◆ **What needs to be done**:
Count how many lines in this material contain "TypeScript". The answer is that number alone.

◆ **Records**:
☆ ☆ ☆ ☆ ☆ ☆ ☆

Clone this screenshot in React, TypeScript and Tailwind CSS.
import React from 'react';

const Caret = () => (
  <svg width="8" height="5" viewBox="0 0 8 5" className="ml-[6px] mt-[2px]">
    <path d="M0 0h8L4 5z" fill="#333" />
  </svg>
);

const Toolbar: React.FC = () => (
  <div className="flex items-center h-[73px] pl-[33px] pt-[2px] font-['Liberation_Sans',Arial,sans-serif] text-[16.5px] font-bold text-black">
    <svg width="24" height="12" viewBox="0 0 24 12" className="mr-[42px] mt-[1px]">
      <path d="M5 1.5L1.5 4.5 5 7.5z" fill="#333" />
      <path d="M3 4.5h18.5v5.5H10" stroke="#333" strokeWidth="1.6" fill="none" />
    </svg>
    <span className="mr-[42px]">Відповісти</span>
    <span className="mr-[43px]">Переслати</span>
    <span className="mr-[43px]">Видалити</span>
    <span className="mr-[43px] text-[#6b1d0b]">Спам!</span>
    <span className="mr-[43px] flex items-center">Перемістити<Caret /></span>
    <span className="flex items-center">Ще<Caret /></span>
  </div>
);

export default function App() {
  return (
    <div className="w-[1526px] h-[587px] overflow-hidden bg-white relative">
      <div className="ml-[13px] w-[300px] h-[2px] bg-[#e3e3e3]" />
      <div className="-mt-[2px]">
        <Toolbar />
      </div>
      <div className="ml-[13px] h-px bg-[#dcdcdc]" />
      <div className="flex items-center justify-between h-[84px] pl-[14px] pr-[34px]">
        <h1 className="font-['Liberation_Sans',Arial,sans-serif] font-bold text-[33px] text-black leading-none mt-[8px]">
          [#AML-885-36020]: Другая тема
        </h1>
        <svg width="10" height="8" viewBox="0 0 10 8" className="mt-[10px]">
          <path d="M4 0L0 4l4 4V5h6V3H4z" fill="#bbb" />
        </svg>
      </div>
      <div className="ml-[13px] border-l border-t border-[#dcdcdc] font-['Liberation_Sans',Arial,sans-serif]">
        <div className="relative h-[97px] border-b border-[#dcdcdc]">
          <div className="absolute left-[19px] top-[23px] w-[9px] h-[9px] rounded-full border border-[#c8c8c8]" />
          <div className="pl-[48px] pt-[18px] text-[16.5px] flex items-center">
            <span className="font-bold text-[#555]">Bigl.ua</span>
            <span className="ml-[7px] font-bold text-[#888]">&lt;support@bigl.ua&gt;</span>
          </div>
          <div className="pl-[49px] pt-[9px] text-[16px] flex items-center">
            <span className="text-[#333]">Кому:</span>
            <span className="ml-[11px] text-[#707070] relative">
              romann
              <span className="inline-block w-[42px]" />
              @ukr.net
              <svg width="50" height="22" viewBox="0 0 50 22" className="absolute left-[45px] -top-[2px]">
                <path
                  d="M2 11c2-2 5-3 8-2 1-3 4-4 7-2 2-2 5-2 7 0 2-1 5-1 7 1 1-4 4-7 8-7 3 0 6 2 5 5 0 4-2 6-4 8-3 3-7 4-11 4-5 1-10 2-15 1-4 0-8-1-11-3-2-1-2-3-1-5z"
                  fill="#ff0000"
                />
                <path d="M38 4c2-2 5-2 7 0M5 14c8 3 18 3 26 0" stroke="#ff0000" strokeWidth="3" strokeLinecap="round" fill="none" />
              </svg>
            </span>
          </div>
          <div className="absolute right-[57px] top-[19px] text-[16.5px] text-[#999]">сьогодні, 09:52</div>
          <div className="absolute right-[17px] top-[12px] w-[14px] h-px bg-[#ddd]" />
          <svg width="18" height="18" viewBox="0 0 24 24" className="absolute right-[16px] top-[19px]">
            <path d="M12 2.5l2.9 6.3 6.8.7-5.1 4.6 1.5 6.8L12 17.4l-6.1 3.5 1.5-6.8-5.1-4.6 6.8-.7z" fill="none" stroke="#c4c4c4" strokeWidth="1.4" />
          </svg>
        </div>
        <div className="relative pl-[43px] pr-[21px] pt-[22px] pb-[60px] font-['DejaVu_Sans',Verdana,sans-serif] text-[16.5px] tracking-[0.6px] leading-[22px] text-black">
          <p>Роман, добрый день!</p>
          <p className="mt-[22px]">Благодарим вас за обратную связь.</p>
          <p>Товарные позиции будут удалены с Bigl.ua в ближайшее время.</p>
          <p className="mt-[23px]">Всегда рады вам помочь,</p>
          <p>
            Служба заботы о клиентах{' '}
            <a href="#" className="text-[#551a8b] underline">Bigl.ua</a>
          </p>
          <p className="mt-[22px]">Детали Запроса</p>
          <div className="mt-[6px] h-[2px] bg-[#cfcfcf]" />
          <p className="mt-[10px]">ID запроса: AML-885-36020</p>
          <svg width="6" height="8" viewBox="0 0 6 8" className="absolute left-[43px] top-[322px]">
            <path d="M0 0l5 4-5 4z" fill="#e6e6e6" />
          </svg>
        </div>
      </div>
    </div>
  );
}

☆ ☆ ☆ ☆ ☆ ☆ ☆

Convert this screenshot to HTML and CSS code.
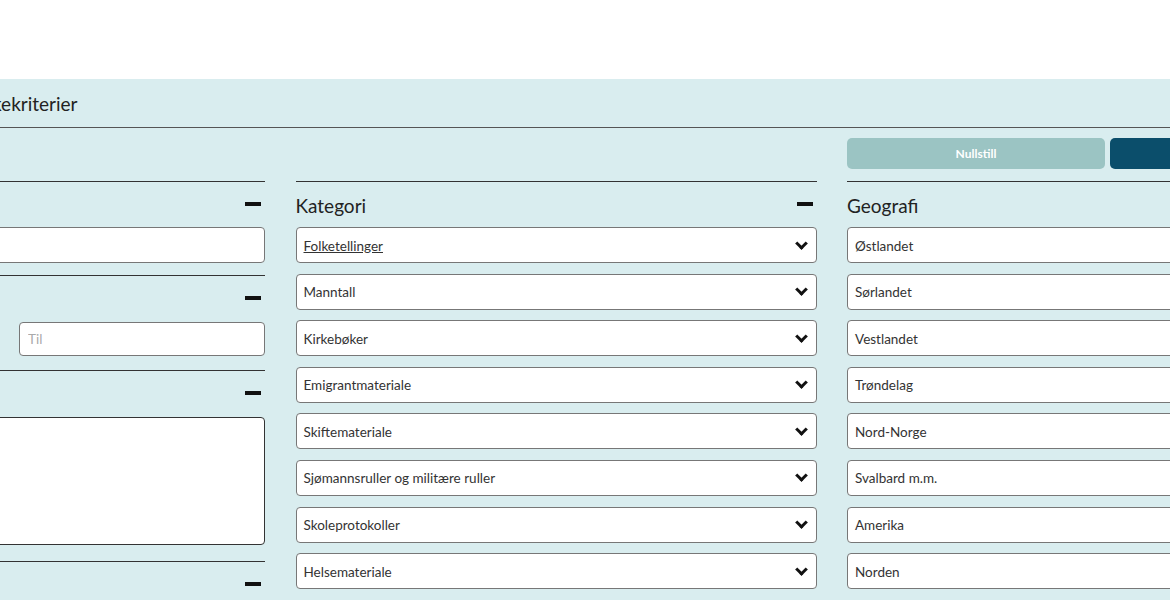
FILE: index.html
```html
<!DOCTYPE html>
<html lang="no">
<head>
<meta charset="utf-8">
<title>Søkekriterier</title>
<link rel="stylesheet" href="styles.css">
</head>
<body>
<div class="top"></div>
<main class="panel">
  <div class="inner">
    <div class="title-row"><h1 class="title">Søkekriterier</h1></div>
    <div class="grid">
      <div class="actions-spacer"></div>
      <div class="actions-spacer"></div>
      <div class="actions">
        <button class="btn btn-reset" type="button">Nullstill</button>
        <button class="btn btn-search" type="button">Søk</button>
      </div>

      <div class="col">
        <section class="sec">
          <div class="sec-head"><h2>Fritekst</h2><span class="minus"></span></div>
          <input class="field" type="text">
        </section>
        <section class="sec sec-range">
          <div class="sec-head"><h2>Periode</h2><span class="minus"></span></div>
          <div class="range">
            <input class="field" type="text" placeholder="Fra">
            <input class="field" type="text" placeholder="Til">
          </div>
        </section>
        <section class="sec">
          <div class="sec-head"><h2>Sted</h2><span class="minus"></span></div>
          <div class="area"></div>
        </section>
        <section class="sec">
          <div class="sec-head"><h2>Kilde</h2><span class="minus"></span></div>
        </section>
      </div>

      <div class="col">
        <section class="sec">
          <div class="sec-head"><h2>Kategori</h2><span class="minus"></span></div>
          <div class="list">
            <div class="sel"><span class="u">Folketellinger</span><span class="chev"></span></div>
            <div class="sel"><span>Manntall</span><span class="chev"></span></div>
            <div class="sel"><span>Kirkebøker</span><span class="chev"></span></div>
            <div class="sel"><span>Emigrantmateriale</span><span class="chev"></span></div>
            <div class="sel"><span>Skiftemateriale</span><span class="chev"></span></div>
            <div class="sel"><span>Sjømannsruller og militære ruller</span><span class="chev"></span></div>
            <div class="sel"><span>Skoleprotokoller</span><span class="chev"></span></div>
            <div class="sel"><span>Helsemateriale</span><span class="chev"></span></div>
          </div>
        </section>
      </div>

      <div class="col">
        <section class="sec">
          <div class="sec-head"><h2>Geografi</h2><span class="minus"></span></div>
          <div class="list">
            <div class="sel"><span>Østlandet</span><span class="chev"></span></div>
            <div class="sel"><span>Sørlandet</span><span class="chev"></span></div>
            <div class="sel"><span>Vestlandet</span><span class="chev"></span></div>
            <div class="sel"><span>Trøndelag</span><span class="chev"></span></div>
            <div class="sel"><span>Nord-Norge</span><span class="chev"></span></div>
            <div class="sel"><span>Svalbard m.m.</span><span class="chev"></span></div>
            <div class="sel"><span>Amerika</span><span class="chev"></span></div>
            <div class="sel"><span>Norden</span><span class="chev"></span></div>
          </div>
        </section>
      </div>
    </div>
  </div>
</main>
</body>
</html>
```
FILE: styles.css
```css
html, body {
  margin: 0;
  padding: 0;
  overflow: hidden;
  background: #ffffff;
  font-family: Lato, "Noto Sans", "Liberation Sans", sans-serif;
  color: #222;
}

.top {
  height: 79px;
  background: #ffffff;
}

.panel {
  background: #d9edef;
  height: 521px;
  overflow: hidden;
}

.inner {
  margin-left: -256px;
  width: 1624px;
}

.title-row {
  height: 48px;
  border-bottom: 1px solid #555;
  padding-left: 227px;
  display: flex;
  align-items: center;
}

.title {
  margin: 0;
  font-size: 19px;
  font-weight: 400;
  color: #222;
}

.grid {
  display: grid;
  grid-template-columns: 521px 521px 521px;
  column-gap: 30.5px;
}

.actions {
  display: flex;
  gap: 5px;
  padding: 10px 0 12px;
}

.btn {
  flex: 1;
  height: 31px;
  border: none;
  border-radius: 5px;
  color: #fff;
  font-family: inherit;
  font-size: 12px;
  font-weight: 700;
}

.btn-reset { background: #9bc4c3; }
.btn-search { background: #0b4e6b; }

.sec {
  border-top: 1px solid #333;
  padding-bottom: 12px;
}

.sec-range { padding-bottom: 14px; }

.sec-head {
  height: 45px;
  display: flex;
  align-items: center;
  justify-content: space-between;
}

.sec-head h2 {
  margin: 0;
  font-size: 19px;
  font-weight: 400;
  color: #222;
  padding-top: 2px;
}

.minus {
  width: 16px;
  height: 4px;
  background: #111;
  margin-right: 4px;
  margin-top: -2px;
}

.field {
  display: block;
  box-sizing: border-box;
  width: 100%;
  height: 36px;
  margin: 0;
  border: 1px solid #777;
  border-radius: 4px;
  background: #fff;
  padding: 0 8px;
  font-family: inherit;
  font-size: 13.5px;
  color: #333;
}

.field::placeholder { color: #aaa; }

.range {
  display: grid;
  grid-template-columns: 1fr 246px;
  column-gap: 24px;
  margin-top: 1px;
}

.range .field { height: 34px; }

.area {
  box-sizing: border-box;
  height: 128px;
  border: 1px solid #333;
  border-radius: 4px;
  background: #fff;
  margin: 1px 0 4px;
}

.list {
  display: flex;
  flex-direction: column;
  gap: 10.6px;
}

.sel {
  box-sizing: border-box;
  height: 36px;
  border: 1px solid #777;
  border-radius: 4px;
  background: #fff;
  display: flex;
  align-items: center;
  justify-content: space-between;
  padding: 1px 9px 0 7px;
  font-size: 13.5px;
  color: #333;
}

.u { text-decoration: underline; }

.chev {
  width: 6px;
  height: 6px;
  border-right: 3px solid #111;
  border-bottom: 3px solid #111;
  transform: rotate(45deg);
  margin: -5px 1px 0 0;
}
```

☆ ☆ ☆ ☆ ☆ ☆ ☆

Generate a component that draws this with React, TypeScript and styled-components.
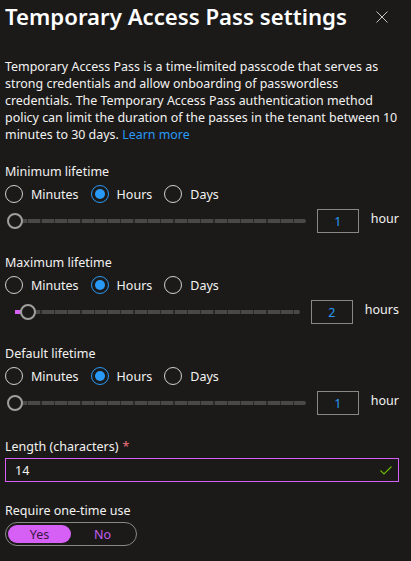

☆ ☆ ☆ ☆ ☆ ☆ ☆

◆ **Output**:
2